Health policy analyst Dr. Michael Rachlis says Ontario should look at what’s happening to patients, look at quality of care, and then see if the funding models are going to support that or not.
Rachlis spoke on CBC Radio’s Metro Morning, highlighting many questions around implementation of a new funding model, including the lack of a labour adjustment agreement, such as already exists in Saskatchewan, Manitoba and Quebec.
“What happens when you tell hospital workers they are losing their jobs, and union affiliation, and their decent wages and benefits, and are going to be working at $12 an hour in the community for some private U.S. company?”
Rachlis said the government should put resources into opening up the debate to include patients.
“It’s really expensive to cut the wrong part off of someone’s body,” Rachlis said, referring to unnecessary mastectomies in Windsor. “If we focus on quality, making sure people take the right drugs, they get the right care when the leave hospital, they get the right care in hospital, then we’re going to find we have a sustainable health system.”

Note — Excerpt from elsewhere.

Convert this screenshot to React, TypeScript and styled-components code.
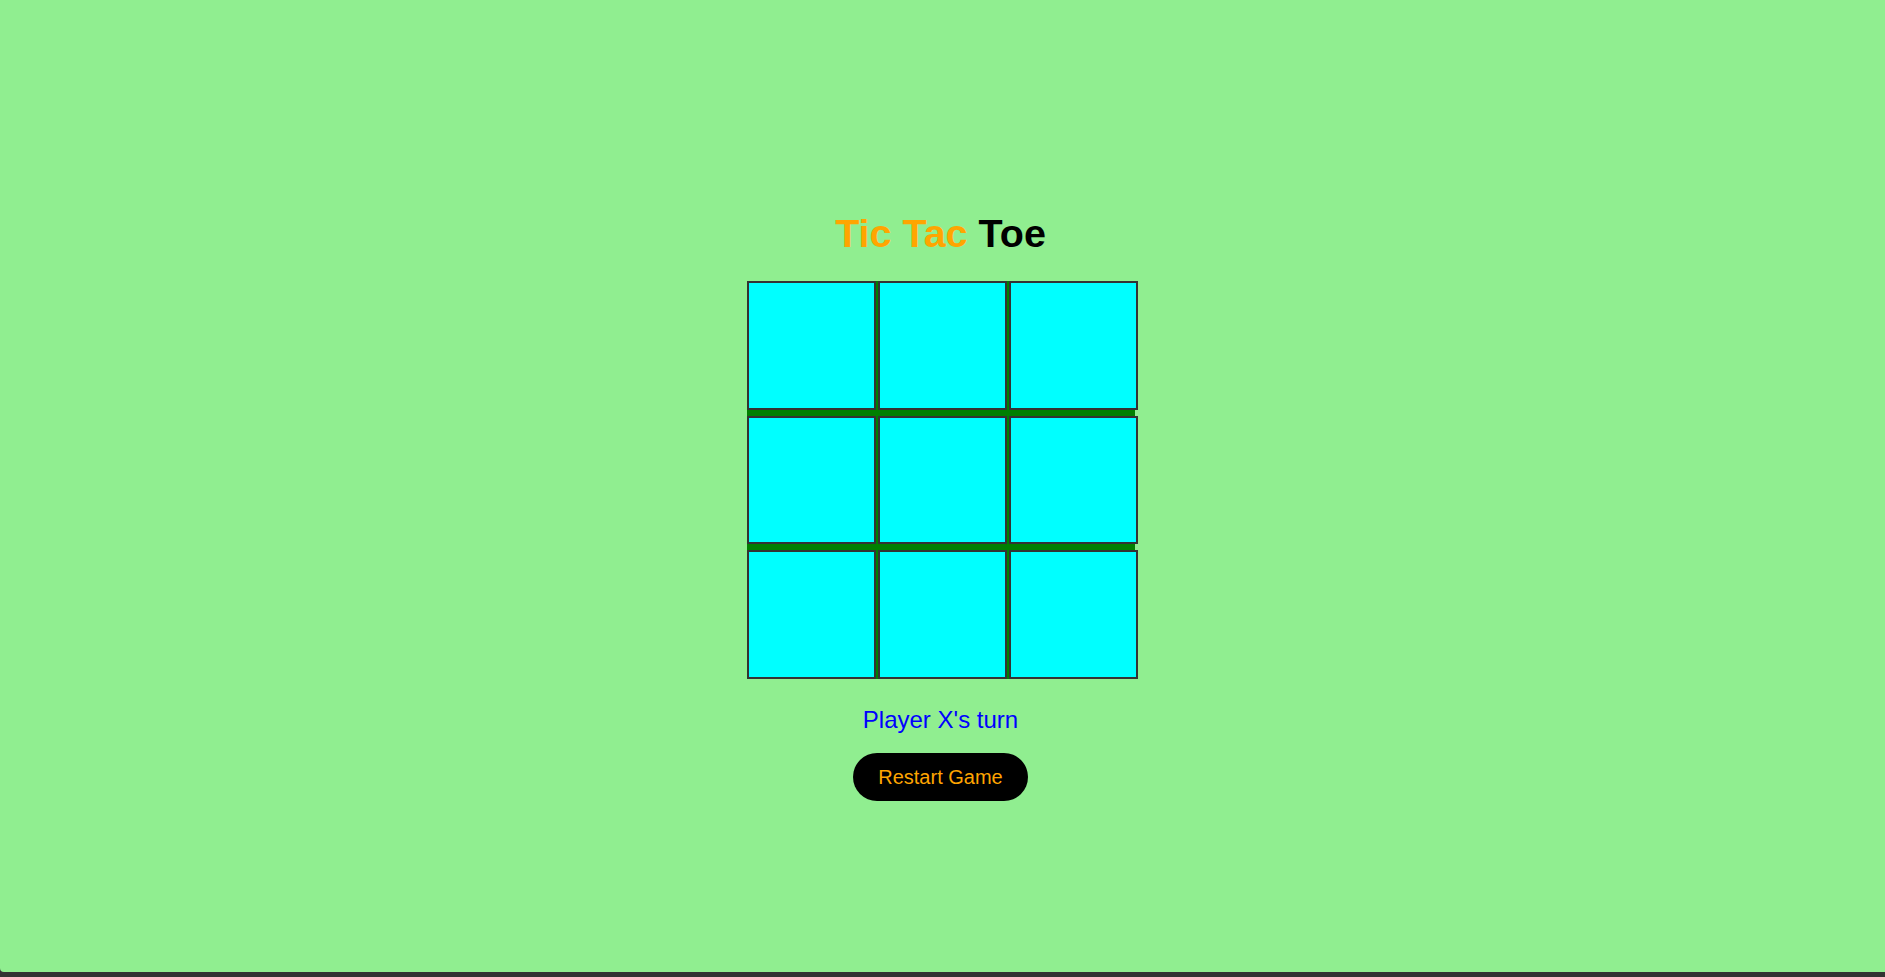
import React, { useState } from "react";
import styled, { createGlobalStyle } from "styled-components";

const Global = createGlobalStyle`
  html, body {
    margin: 0;
    padding: 0;
    background: #333333;
  }
  body {
    font-family: "Liberation Sans", Arial, sans-serif;
    height: 977px;
    overflow: hidden;
  }
`;

const Page = styled.div`
  height: 972px;
  background: #90ee90;
  border-bottom-left-radius: 4px;
  display: flex;
  flex-direction: column;
  align-items: center;
  padding-top: 211px;
  box-sizing: border-box;
`;

const Title = styled.h1`
  margin: 0 4px 0 0;
  font-size: 39.5px;
  font-weight: bold;
  line-height: 45px;
  color: #000000;
`;

const Accent = styled.span`
  color: #ffa500;
`;

const Board = styled.div`
  margin-top: 25px;
  width: 392px;
  height: 398px;
  display: grid;
  grid-template-columns: repeat(3, 1fr);
  grid-template-rows: repeat(3, 1fr);
  column-gap: 2px;
  row-gap: 6px;
  background: linear-gradient(#008000, #008000) left top / 388px 100% no-repeat;
`;

const Cell = styled.button`
  box-sizing: border-box;
  border: 2px solid #333333;
  background: #00ffff;
  margin: 0;
  padding: 0;
  font-family: "Liberation Sans", Arial, sans-serif;
  font-size: 64px;
  font-weight: bold;
  color: #000000;
  cursor: pointer;
`;

const Status = styled.p`
  margin: 27px 4px 0 0;
  font-size: 24px;
  line-height: normal;
  color: #0000ff;
`;

const RestartButton = styled.button`
  margin: 19px 4px 0 0;
  height: 48px;
  width: 175px;
  border: none;
  border-radius: 24px;
  background: #000000;
  color: #ffa500;
  font-family: "Liberation Sans", Arial, sans-serif;
  font-size: 20px;
  cursor: pointer;
`;

export default function App() {
  const [cells, setCells] = useState<string[]>(Array(9).fill(""));
  const [player, setPlayer] = useState<"X" | "O">("X");

  const play = (i: number) => {
    if (cells[i]) return;
    const next = cells.slice();
    next[i] = player;
    setCells(next);
    setPlayer(player === "X" ? "O" : "X");
  };

  const restart = () => {
    setCells(Array(9).fill(""));
    setPlayer("X");
  };

  return (
    <>
      <Global />
      <Page>
        <Title>
          <Accent>Tic Tac</Accent> Toe
        </Title>
        <Board>
          {cells.map((c, i) => (
            <Cell key={i} onClick={() => play(i)}>
              {c}
            </Cell>
          ))}
        </Board>
        <Status>Player {player}'s turn</Status>
        <RestartButton onClick={restart}>Restart Game</RestartButton>
      </Page>
    </>
  );
}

After host Matt Galloway suggested the McGuinty government was forced to make changes by rising costs, Rachlis said “I don’t think that health care is that much of a pressure as people are saying. The rest of government has been cut mightily and government as a share of our overall economy has fallen by 20 or 25 per cent in relative terms over the last 20 years.”
Rachlis said the new competitions to provide procedures are based on the wait list reduction program. In return for getting fee-for-service for these procedures, hospitals were supposed to provide data, a promise Rachlis said the hospitals never lived up to. He said the hospitals were also supposed to set up quality committees.
“What happens if your local hospital isn’t that efficient,” he asked. “Is it simply going to disappear?”
Rachlis also wanted to know what will happen with any potential savings – will it be returned to the government treasury, reallocated by the Local Health Integration Networks, or used for other government services?